Return every line below in which "React" appears.

====== Data extract

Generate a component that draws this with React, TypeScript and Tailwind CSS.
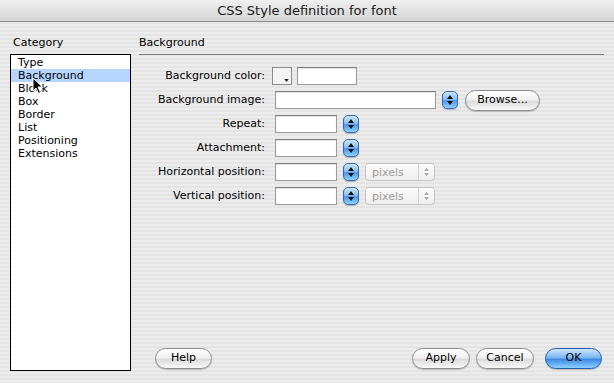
import React from "react";

const font = { fontFamily: '"Lucida Grande", "DejaVu Sans", sans-serif' };

function Stepper() {
  return (
    <div className="w-[16px] h-[18px] rounded-[5px] border border-[#3c6aa8] bg-[linear-gradient(to_bottom,#c9e4fe_0%,#8cc0f5_45%,#4f98ea_55%,#8fd0ff_100%)] flex flex-col items-center justify-center gap-[2px] shadow-[0_1px_1px_rgba(0,0,0,0.25)]">
      <svg width="6" height="4" viewBox="0 0 6 4">
        <path d="M3 0L6 4H0z" fill="#111" />
      </svg>
      <svg width="6" height="4" viewBox="0 0 6 4">
        <path d="M0 0H6L3 4z" fill="#111" />
      </svg>
    </div>
  );
}

function Input({ w }: { w: string }) {
  return <div className={`${w} h-[18px] bg-white border border-[#9a9a9a] border-t-[#7d7d7d] shadow-[inset_0_1px_1px_rgba(0,0,0,0.12)]`} />;
}

function PixelsSelect() {
  return (
    <div className="ml-[6px] w-[70px] h-[18px] rounded-[4px] border border-[#c4c4c4] bg-[linear-gradient(to_bottom,#fbfbfb,#eeeeee)] flex items-center text-[#9b9b9b]">
      <span className="flex-1 pl-[6px] leading-none">pixels</span>
      <div className="w-[16px] h-full border-l border-[#d0d0d0] flex flex-col items-center justify-center gap-[2px]">
        <svg width="5" height="3" viewBox="0 0 6 4">
          <path d="M3 0L6 4H0z" fill="#a0a0a0" />
        </svg>
        <svg width="5" height="3" viewBox="0 0 6 4">
          <path d="M0 0H6L3 4z" fill="#a0a0a0" />
        </svg>
      </div>
    </div>
  );
}

function AquaButton({ label, w, blue }: { label: string; w: string; blue?: boolean }) {
  return (
    <div
      className={`${w} h-[21px] rounded-full border flex items-center justify-center text-[11px] text-black ${
        blue
          ? "border-[#2a5ea8] bg-[linear-gradient(to_bottom,#cfe6fd_0%,#7bb7f2_45%,#3f8be3_55%,#8dd0ff_100%)]"
          : "border-[#8c8c8c] bg-[linear-gradient(to_bottom,#ffffff_0%,#f1f1f1_45%,#dcdcdc_55%,#f8f8f8_100%)]"
      } shadow-[0_1px_1px_rgba(0,0,0,0.2)]`}
    >
      {label}
    </div>
  );
}

function Row({ label, children }: { label: string; children: React.ReactNode }) {
  return (
    <div className="h-[24px] flex items-center">
      <div className="w-[135px] text-right pr-[1px]">{label}</div>
      <div className="flex items-center">{children}</div>
    </div>
  );
}

const categories = ["Type", "Background", "Block", "Box", "Border", "List", "Positioning", "Extensions"];

export default function App() {
  return (
    <div
      style={font}
      className="relative w-[614px] h-[383px] overflow-hidden text-[11px] text-black bg-[repeating-linear-gradient(to_bottom,#ececec_0px,#ececec_2px,#e4e4e4_2px,#e4e4e4_4px)]"
    >
      <div className="h-[22px] border-b border-[#8f8f8f] bg-[linear-gradient(to_bottom,#f0f0f0,#d4d4d4)] flex items-center justify-center text-[13px] text-[#1a1a1a]">
        CSS Style definition for font
      </div>
      <div className="flex h-[361px]">
        <div className="ml-[10px] w-[121px] pt-[14px] flex flex-col">
          <div className="h-[13px] leading-[13px] pl-[3px]">Category</div>
          <div className="mt-[5px] h-[317px] bg-white border border-black pt-[1px]">
            {categories.map((c) => (
              <div
                key={c}
                className={`h-[13px] leading-[13px] pl-[7px] ${c === "Background" ? "bg-[#b5d5ff]" : ""}`}
              >
                {c}
              </div>
            ))}
          </div>
        </div>
        <div className="flex-1 pt-[14px] flex flex-col">
          <div className="ml-[8px] mr-[10px] h-[19px] leading-[13px] pl-[-1px] border-b border-[#7c7c7c]">Background</div>
          <div className="mt-[9px]">
            <Row label="Background color:">
              <div className="ml-[6px] w-[20px] h-[18px] border border-[#8a8a8a] bg-[#f4f4f4] relative">
                <svg className="absolute right-[2px] bottom-[2px]" width="5" height="3" viewBox="0 0 6 4">
                  <path d="M0 0H6L3 4z" fill="#222" />
                </svg>
              </div>
              <div className="ml-[5px]">
                <Input w="w-[60px]" />
              </div>
            </Row>
            <Row label="Background image:">
              <div className="ml-[9px]">
                <Input w="w-[161px]" />
              </div>
              <div className="ml-[6px]">
                <Stepper />
              </div>
              <div className="ml-[7px]">
                <AquaButton label="Browse..." w="w-[75px]" />
              </div>
            </Row>
            <Row label="Repeat:">
              <div className="ml-[9px]">
                <Input w="w-[62px]" />
              </div>
              <div className="ml-[6px]">
                <Stepper />
              </div>
            </Row>
            <Row label="Attachment:">
              <div className="ml-[9px]">
                <Input w="w-[62px]" />
              </div>
              <div className="ml-[6px]">
                <Stepper />
              </div>
            </Row>
            <Row label="Horizontal position:">
              <div className="ml-[9px]">
                <Input w="w-[62px]" />
              </div>
              <div className="ml-[6px]">
                <Stepper />
              </div>
              <PixelsSelect />
            </Row>
            <Row label="Vertical position:">
              <div className="ml-[9px]">
                <Input w="w-[62px]" />
              </div>
              <div className="ml-[6px]">
                <Stepper />
              </div>
              <PixelsSelect />
            </Row>
          </div>
          <div className="flex-1" />
          <div className="mb-[14px] flex items-center">
            <div className="ml-[24px]">
              <AquaButton label="Help" w="w-[57px]" />
            </div>
            <div className="flex-1" />
            <AquaButton label="Apply" w="w-[58px]" />
            <div className="ml-[6px]">
              <AquaButton label="Cancel" w="w-[58px]" />
            </div>
            <div className="ml-[11px] mr-[12px]">
              <AquaButton label="OK" w="w-[57px]" blue />
            </div>
          </div>
        </div>
      </div>
      <svg className="absolute left-[32px] top-[77px]" width="12" height="18" viewBox="0 0 12 18">
        <path d="M1 1V14L4 11L6.5 16.5L8.5 15.5L6 10H10.5Z" fill="#000" stroke="#fff" strokeWidth="1" strokeLinejoin="round" />
      </svg>
    </div>
  );
}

============

■ Written response ■
Generate a component that draws this with React, TypeScript and Tailwind CSS.
import React from "react";
function Row({ label, children }: { label: string; children: React.ReactNode }) {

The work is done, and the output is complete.